__PROBLEM DETAILS__
Exactly reproduce the entries, dropping any pictures from your copy.

__RECORDS SHOWN__
◆ ◆ ◆ ◆

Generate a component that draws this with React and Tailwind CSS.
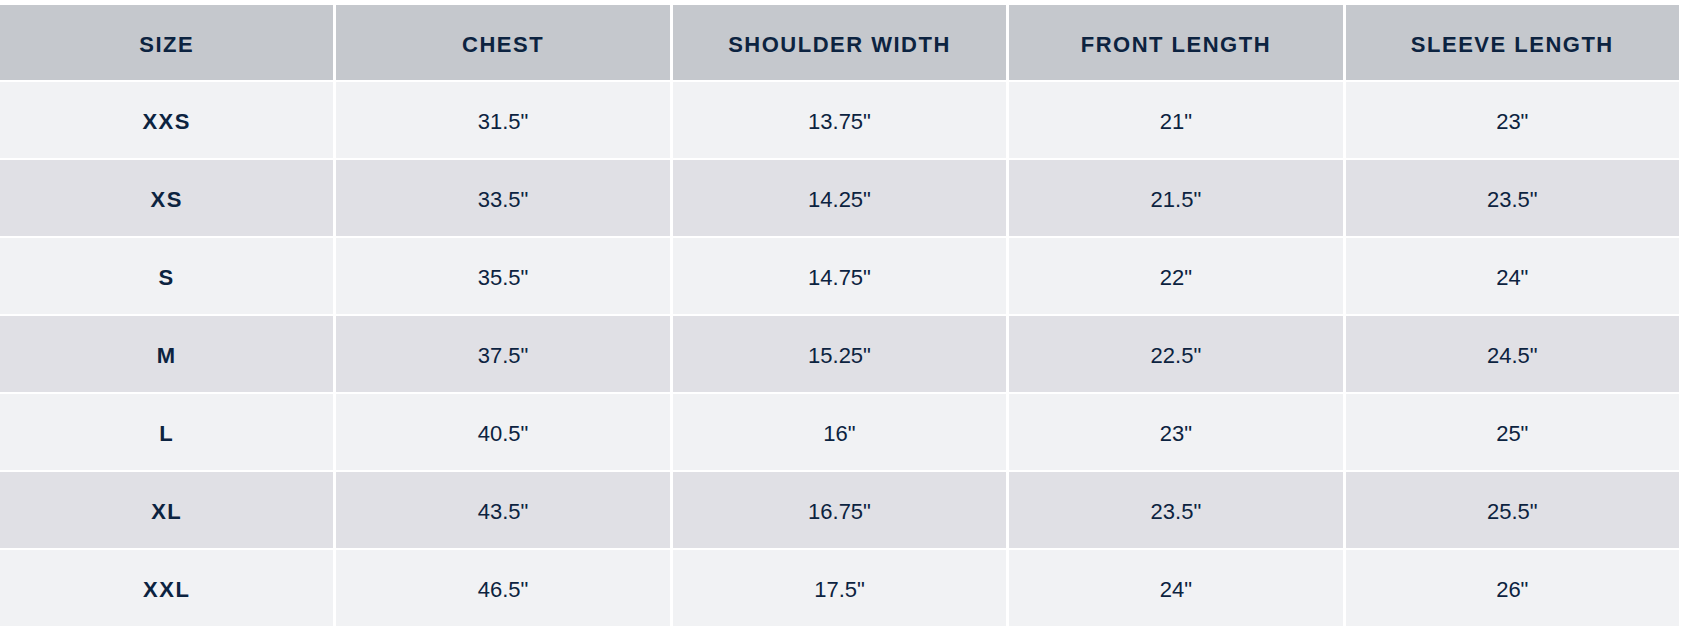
import React from "react";

const headers = ["SIZE", "CHEST", "SHOULDER WIDTH", "FRONT LENGTH", "SLEEVE LENGTH"];
const rows = [
  ["XXS", '31.5"', '13.75"', '21"', '23"'],
  ["XS", '33.5"', '14.25"', '21.5"', '23.5"'],
  ["S", '35.5"', '14.75"', '22"', '24"'],
  ["M", '37.5"', '15.25"', '22.5"', '24.5"'],
  ["L", '40.5"', '16"', '23"', '25"'],
  ["XL", '43.5"', '16.75"', '23.5"', '25.5"'],
  ["XXL", '46.5"', '17.5"', '24"', '26"'],
];

export default function App() {
  return (
    <div className="bg-white w-[1685px] h-[634px] pt-[5px]" style={{ fontFamily: '"Liberation Sans", Arial, sans-serif' }}>
      <div className="grid grid-cols-5 gap-x-[3px] gap-y-[2px] w-[1679px] text-[#0c2340]">
        {headers.map((h) => (
          <div key={h} className="h-[75px] bg-[#c5c8cd] flex items-center justify-center pt-[4px] text-[22px] leading-none font-bold tracking-[1.5px]">
            {h}
          </div>
        ))}
        {rows.map((r, i) =>
          r.map((c, j) => (
            <div
              key={i + "-" + j}
              className={
                "h-[76px] flex items-center justify-center pt-[4px] text-[22px] leading-none " +
                (i % 2 === 0 ? "bg-[#f1f2f4] " : "bg-[#e0e0e5] ") +
                (j === 0 ? "font-bold tracking-[1.5px]" : "font-normal")
              }
            >
              {c}
            </div>
          ))
        )}
      </div>
    </div>
  );
}
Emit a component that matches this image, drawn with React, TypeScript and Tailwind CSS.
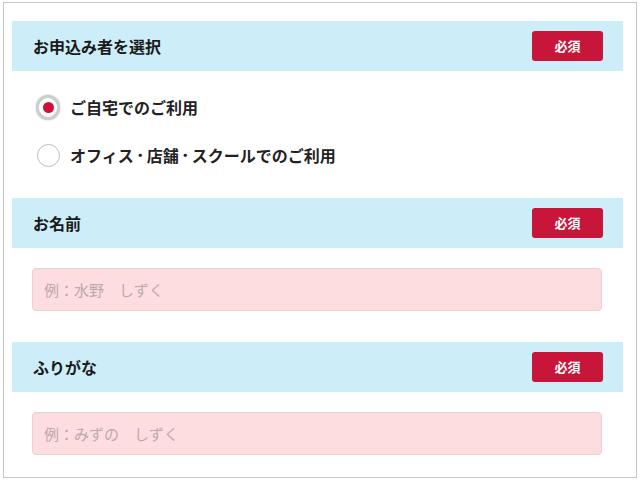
import { useState } from "react";

const jp = { fontFamily: '"Noto Sans CJK JP", "Noto Sans", sans-serif' };

function SectionHeader({ title }: { title: string }) {
  return (
    <div className="flex h-[50px] items-center justify-between bg-[#cdeef9] pl-[21px] pr-[20px]">
      <span className="text-[16px] font-bold text-[#1a1a1a]">{title}</span>
      <span className="flex h-[30px] w-[71px] items-center justify-center rounded-[3px] bg-[#c8153a] text-[13px] font-bold text-white">
        必須
      </span>
    </div>
  );
}

function Radio({ checked }: { checked: boolean }) {
  if (checked) {
    return (
      <span className="flex h-[25px] w-[25px] items-center justify-center rounded-full border-[3px] border-[#cdcdcd] bg-white shadow-[0_0_2px_rgba(0,0,0,0.25)]">
        <span className="h-[11px] w-[11px] rounded-full bg-[#d01039]" />
      </span>
    );
  }
  return (
    <span className="h-[23px] w-[23px] rounded-full border-[1.5px] border-[#bcbcbc] bg-white" />
  );
}

function TextInput({ placeholder }: { placeholder: string }) {
  return (
    <input
      type="text"
      placeholder={placeholder}
      className="mx-[20px] block h-[43px] w-[570px] rounded-[4px] border border-[#ebcfd2] bg-[#fddde0] px-[11px] text-[15px] text-[#333] outline-none placeholder:text-[#bba9ac]"
      style={jp}
    />
  );
}

// the middle dots sit tighter than a full em in the original
function Label({ text }: { text: string }) {
  const parts = text.split("・");
  return (
    <span className="flex items-center">
      {parts.map((p, i) => (
        <span key={i} className="flex items-center">
          {i > 0 && <span className="text-[13px]">・</span>}
          <span>{p}</span>
        </span>
      ))}
    </span>
  );
}

export default function App() {
  const [applicant, setApplicant] = useState("home");

  const options = [
    { id: "home", label: "ご自宅でのご利用" },
    { id: "office", label: "オフィス・店舗・スクールでのご利用" },
  ];

  return (
    <div className="h-[481px] w-[640px] bg-white pl-[3px] pt-[2px]" style={jp}>
      <div className="h-[476px] w-[634px] border border-[#c6c6c6] pl-[8px] pr-[13px] pt-[18px]">
        <SectionHeader title="お申込み者を選択" />
        <div className="pb-[19px] pt-[12px]">
          {options.map((opt) => (
            <button
              key={opt.id}
              type="button"
              onClick={() => setApplicant(opt.id)}
              className="flex h-[48px] items-center pl-[24px]"
            >
              <span className="flex w-[24px] justify-center">
                <Radio checked={applicant === opt.id} />
              </span>
              <span className="ml-[10px] text-[16px] font-semibold text-[#222]">
                <Label text={opt.label} />
              </span>
            </button>
          ))}
        </div>

        <SectionHeader title="お名前" />
        <div className="pb-[31px] pt-[20px]">
          <TextInput placeholder="例：水野　しずく" />
        </div>

        <SectionHeader title="ふりがな" />
        <div className="pt-[20px]">
          <TextInput placeholder="例：みずの　しずく" />
        </div>
      </div>
    </div>
  );
}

◆ ◆ ◆ ◆

__TASK ANSWER__
Generate a component that draws this with React and Tailwind CSS.
import React from "react";

const headers = ["SIZE", "CHEST", "SHOULDER WIDTH", "FRONT LENGTH", "SLEEVE LENGTH"];
const rows = [
  ["XXS", '31.5"', '13.75"', '21"', '23"'],
  ["XS", '33.5"', '14.25"', '21.5"', '23.5"'],
  ["S", '35.5"', '14.75"', '22"', '24"'],
  ["M", '37.5"', '15.25"', '22.5"', '24.5"'],
  ["L", '40.5"', '16"', '23"', '25"'],
  ["XL", '43.5"', '16.75"', '23.5"', '25.5"'],
  ["XXL", '46.5"', '17.5"', '24"', '26"'],
];

export default function App() {
  return (
    <div className="bg-white w-[1685px] h-[634px] pt-[5px]" style={{ fontFamily: '"Liberation Sans", Arial, sans-serif' }}>
      <div className="grid grid-cols-5 gap-x-[3px] gap-y-[2px] w-[1679px] text-[#0c2340]">
        {headers.map((h) => (
          <div key={h} className="h-[75px] bg-[#c5c8cd] flex items-center justify-center pt-[4px] text-[22px] leading-none font-bold tracking-[1.5px]">
            {h}
          </div>
        ))}
        {rows.map((r, i) =>
          r.map((c, j) => (
            <div
              key={i + "-" + j}
              className={
                "h-[76px] flex items-center justify-center pt-[4px] text-[22px] leading-none " +
                (i % 2 === 0 ? "bg-[#f1f2f4] " : "bg-[#e0e0e5] ") +
                (j === 0 ? "font-bold tracking-[1.5px]" : "font-normal")
              }
            >
              {c}
            </div>
          ))
        )}
      </div>
    </div>
  );
}
Emit a component that matches this image, drawn with React, TypeScript and Tailwind CSS.
import { useState } from "react";

const jp = { fontFamily: '"Noto Sans CJK JP", "Noto Sans", sans-serif' };

function SectionHeader({ title }: { title: string }) {
  return (
    <div className="flex h-[50px] items-center justify-between bg-[#cdeef9] pl-[21px] pr-[20px]">
      <span className="text-[16px] font-bold text-[#1a1a1a]">{title}</span>
      <span className="flex h-[30px] w-[71px] items-center justify-center rounded-[3px] bg-[#c8153a] text-[13px] font-bold text-white">
        必須
      </span>
    </div>
  );
}

function Radio({ checked }: { checked: boolean }) {
  if (checked) {
    return (
      <span className="flex h-[25px] w-[25px] items-center justify-center rounded-full border-[3px] border-[#cdcdcd] bg-white shadow-[0_0_2px_rgba(0,0,0,0.25)]">
        <span className="h-[11px] w-[11px] rounded-full bg-[#d01039]" />
      </span>
    );
  }
  return (
    <span className="h-[23px] w-[23px] rounded-full border-[1.5px] border-[#bcbcbc] bg-white" />
  );
}

function TextInput({ placeholder }: { placeholder: string }) {
  return (
    <input
      type="text"
      placeholder={placeholder}
      className="mx-[20px] block h-[43px] w-[570px] rounded-[4px] border border-[#ebcfd2] bg-[#fddde0] px-[11px] text-[15px] text-[#333] outline-none placeholder:text-[#bba9ac]"
      style={jp}
    />
  );
}

// the middle dots sit tighter than a full em in the original
function Label({ text }: { text: string }) {
  const parts = text.split("・");
  return (
    <span className="flex items-center">
      {parts.map((p, i) => (
        <span key={i} className="flex items-center">
          {i > 0 && <span className="text-[13px]">・</span>}
          <span>{p}</span>
        </span>
      ))}
    </span>
  );
}

export default function App() {
  const [applicant, setApplicant] = useState("home");

  const options = [
    { id: "home", label: "ご自宅でのご利用" },
    { id: "office", label: "オフィス・店舗・スクールでのご利用" },
  ];

  return (
    <div className="h-[481px] w-[640px] bg-white pl-[3px] pt-[2px]" style={jp}>
      <div className="h-[476px] w-[634px] border border-[#c6c6c6] pl-[8px] pr-[13px] pt-[18px]">
        <SectionHeader title="お申込み者を選択" />
        <div className="pb-[19px] pt-[12px]">
          {options.map((opt) => (
            <button
              key={opt.id}
              type="button"
              onClick={() => setApplicant(opt.id)}
              className="flex h-[48px] items-center pl-[24px]"
            >
              <span className="flex w-[24px] justify-center">
                <Radio checked={applicant === opt.id} />
              </span>
              <span className="ml-[10px] text-[16px] font-semibold text-[#222]">
                <Label text={opt.label} />
              </span>
            </button>
          ))}
        </div>

        <SectionHeader title="お名前" />
        <div className="pb-[31px] pt-[20px]">
          <TextInput placeholder="例：水野　しずく" />
        </div>

        <SectionHeader title="ふりがな" />
        <div className="pt-[20px]">
          <TextInput placeholder="例：みずの　しずく" />
        </div>
      </div>
    </div>
  );
}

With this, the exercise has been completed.